## BEGIN Stored records

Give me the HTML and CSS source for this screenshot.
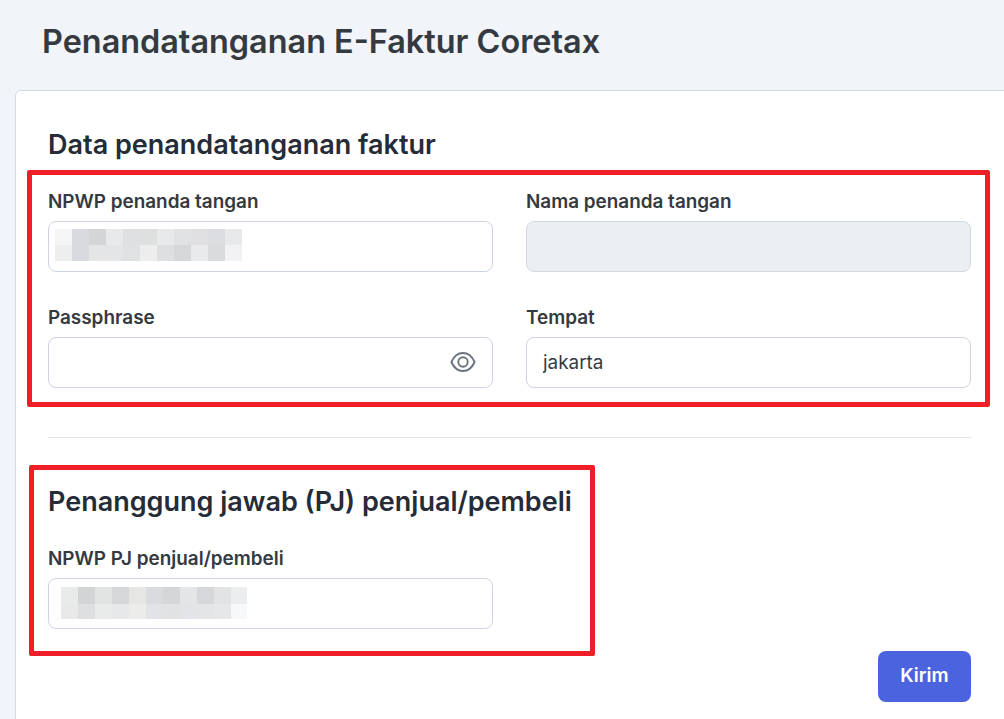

## END Stored records
## BEGIN Stored records

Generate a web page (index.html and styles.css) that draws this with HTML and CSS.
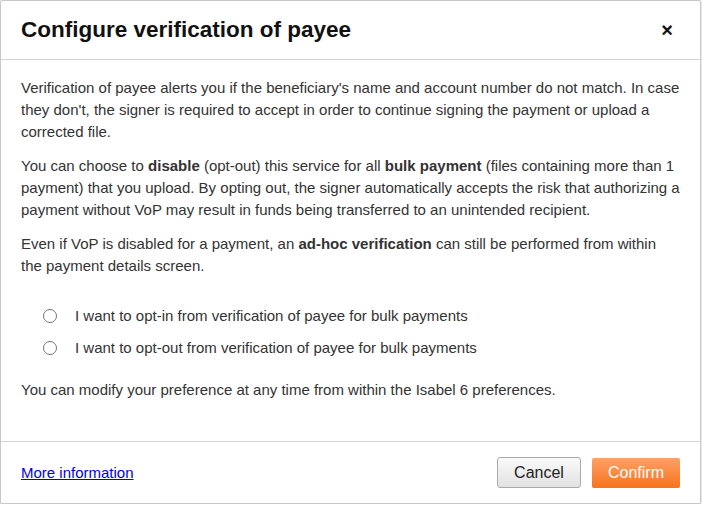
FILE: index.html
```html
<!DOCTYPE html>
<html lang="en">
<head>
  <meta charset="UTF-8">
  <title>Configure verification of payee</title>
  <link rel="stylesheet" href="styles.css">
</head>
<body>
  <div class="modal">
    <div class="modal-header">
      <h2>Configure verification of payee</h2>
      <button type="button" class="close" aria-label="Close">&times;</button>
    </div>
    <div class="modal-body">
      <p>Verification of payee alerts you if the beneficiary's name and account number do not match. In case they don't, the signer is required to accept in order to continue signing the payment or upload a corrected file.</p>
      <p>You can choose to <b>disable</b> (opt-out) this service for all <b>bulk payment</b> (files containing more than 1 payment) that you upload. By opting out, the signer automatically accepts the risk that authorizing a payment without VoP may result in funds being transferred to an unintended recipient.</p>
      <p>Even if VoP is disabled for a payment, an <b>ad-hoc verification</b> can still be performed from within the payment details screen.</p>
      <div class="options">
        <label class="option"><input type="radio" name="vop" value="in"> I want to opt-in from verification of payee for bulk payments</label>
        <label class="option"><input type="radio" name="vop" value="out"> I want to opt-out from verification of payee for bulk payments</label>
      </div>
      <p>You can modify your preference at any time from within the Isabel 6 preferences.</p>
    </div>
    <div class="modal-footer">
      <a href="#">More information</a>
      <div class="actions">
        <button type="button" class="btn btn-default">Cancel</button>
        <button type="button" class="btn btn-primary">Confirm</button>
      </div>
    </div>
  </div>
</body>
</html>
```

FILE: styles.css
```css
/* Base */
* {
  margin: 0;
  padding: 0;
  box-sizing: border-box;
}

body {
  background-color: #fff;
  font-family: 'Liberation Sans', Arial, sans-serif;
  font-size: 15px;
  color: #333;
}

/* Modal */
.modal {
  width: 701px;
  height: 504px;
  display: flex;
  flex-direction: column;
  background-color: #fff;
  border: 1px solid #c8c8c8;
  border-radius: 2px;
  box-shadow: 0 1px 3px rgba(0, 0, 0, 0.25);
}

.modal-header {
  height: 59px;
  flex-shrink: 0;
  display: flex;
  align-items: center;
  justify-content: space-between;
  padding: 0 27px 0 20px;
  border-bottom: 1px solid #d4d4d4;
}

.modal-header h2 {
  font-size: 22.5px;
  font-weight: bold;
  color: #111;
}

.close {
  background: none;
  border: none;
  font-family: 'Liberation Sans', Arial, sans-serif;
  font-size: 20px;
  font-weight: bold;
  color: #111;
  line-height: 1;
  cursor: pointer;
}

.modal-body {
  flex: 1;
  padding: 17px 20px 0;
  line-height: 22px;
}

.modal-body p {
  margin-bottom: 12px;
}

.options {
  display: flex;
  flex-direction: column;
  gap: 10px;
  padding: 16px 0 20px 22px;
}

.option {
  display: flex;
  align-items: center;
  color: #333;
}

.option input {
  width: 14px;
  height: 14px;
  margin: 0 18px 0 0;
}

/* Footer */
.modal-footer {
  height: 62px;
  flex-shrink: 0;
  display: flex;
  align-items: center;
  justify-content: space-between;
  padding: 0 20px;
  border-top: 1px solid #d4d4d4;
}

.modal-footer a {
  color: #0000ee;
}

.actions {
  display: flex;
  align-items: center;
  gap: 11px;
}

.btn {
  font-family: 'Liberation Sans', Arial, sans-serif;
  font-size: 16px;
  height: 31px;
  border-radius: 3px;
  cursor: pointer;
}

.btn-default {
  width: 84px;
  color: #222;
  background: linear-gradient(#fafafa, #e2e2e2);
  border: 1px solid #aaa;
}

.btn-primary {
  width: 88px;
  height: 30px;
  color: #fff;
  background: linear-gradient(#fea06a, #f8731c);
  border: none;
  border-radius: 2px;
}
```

## END Stored records

● Work required: List the lines of the records where "that" occurs.

● Response to this exercise:
Generate a web page (index.html and styles.css) that draws this with HTML and CSS.
      <p>You can choose to <b>disable</b> (opt-out) this service for all <b>bulk payment</b> (files containing more than 1 payment) that you upload. By opting out, the signer automatically accepts the risk that authorizing a payment without VoP may result in funds being transferred to an unintended recipient.</p>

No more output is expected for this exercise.